The Federal Circuit recently reaffirmed the requirement that, where multiple patents are asserted, the jury must be asked to answer the infringement question on a patent-by-patent basis. In Ollnova Techs. Ltd. v. ecobee Techs. ULC, Appeal Nos. 2025-1045, -1046 (Fed. Cir. June 4, 2026), the court found fault with the district court’s verdict form, which simply asked only one question regarding infringement, specifically whether the defendant had infringed “any” of the asserted claims of the asserted patents.
Procedural Background
The Ollnova appeal arrived at the Federal Circuit after a trial in the United States District Court for the Eastern District of Texas. In relevant part, both sides had proposed that the jury verdict include at least one separate question for each asserted patent. The plaintiff proposed only one question per patent, and the defendant proposed a separate question for each asserted claim. The district court nevertheless adopted a verdict form with only a single question: “Did Ollnova, the Plaintiff, prove by a preponderance of the evidence that ecobee, the Defendant, infringed ANY of the Asserted Claims of the Asserted Patents?” The jury returned a verdict that, in relevant part, answered this question in the affirmative.
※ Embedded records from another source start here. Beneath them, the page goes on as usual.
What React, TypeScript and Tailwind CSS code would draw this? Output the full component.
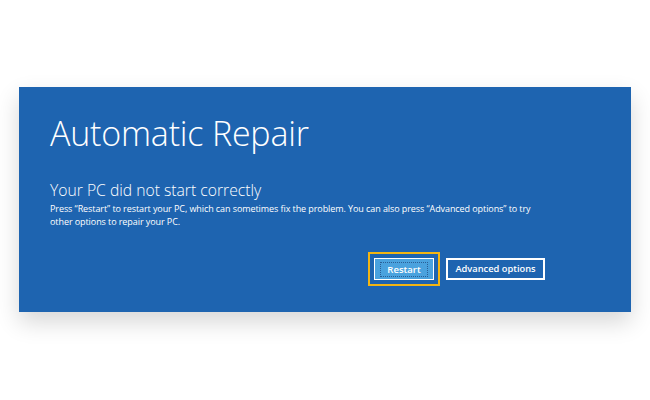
export default function App() {
  return (
    <div className="w-[650px] h-[400px] bg-white pt-[87px] px-[19px]">
      <div
        className="h-[225px] bg-[#1e64b0] text-white pl-[31px] pr-[86px] pt-[24px] shadow-[0_10px_22px_rgba(0,0,0,0.16)]"
        style={{ fontFamily: '"Open Sans", "Noto Sans", sans-serif' }}
      >
        <h1 className="text-[34px] font-light leading-[44px] tracking-[-0.2px]">Automatic Repair</h1>
        <h2 className="mt-[24px] text-[15.7px] font-light leading-[22px]">Your PC did not start correctly</h2>
        <p className="mt-[1px] w-[500px] text-[9px] tracking-[-0.08px] leading-[13px]">
          Press “Restart” to restart your PC, which can sometimes fix the problem. You can also press “Advanced options” to try other options to repair your PC.
        </p>
        <div className="mt-[24px] flex justify-end items-center gap-[6px]">
          <div className="border-2 border-[#f3b512] p-[4px]">
            <button className="w-[60px] h-[22px] bg-[#4aa2de] border border-white flex items-center justify-center">
              <span className="px-[6px] border border-dotted border-[#2a5f95] text-[9.5px] font-semibold leading-[13px]">Restart</span>
            </button>
          </div>
          <button className="w-[99px] h-[22px] border-2 border-white text-[9.3px] font-semibold flex items-center justify-center">
            Advanced options
          </button>
        </div>
      </div>
    </div>
  );
}
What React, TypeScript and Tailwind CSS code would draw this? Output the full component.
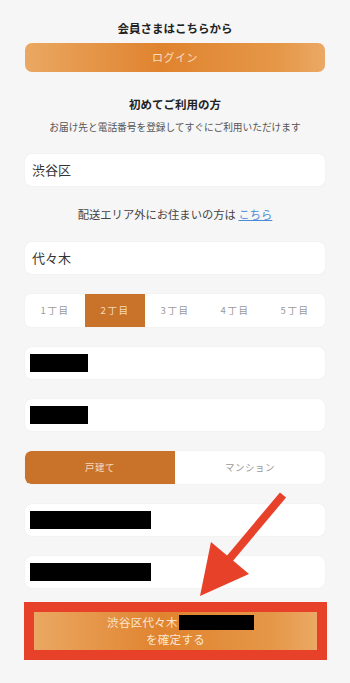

The Federal Circuit Decision
The Federal Circuit found that the jury verdict was “materially identical” to that in a case from last year—Optis Cellular Tech., LLC v. Apple Inc., 139 F.4th 1363 (Fed. Cir. 2025)—in which the court articulated the requirement for infringement determinations to be indicated patent-by-patent. In Optis, the objectionable verdict form asked, “Did [plaintiff] prove by a preponderance of the evidence that [defendant] infringed ANY of the [a]sserted [c]laims?” The high degree of similarity between the verdict form in Optis and that at issue on appeal was essentially the end of the matter.
The Federal Circuit had already established in Optis that an infringement question covering multiple patents violates a defendant’s Seventh Amendment right to a unanimous verdict. Specifically, it allows a jury to answer “Yes” even though not all jurors believe that the defendant infringed any one patent. For example, some jurors may believe that one patent was infringed but not others, while the remaining jurors may believe that only another patent was infringed.
The Federal Circuit rejected the plaintiff’s argument that the jury verdict became acceptable when viewed alongside the jury instructions. Those instructions, the plaintiff argued, made clear the requirement of unanimity. The Federal Circuit noted that the same argument was raised in Optis, and responded that “the jury could have followed those instructions yet understood that it only needed to be unanimous as to the question presented on the verdict form—whether defendant infringed ‘ANY’ of the asserted claims—not whether defendant infringed the same patent.”
Accordingly, just as it had done in Optis, the Federal Circuit determined that the district court abused its discretion in adopting the single-infringement-question verdict form. The court vacated the infringement judgment and remanded.
The Federal Circuit did not—because it was not asked to—resolve whether a proper verdict form needs to break out each patent claim separately. Instead, it only raised the issue in a footnote, stating that “[w]e need not reach the issue . . . because ecobee [defendant] argues only that the verdict form should have broken up the infringement question on a patent-by-patent basis.” This is consistent with the Optis case, in which the Federal Circuit volunteered that the parties had not presented it with that issue. Accordingly, it remains open whether a verdict form is sufficient if it asks only one infringement question per patent when multiple claims per patent are asserted.
Conclusion
Under Ollnova, accused infringers should ensure that they propose verdict forms that seek infringement determinations on at least a patent-by-patent basis (and potentially a claim-by-claim basis). A verdict form with a single infringement question is not likely to pass scrutiny absent waiver.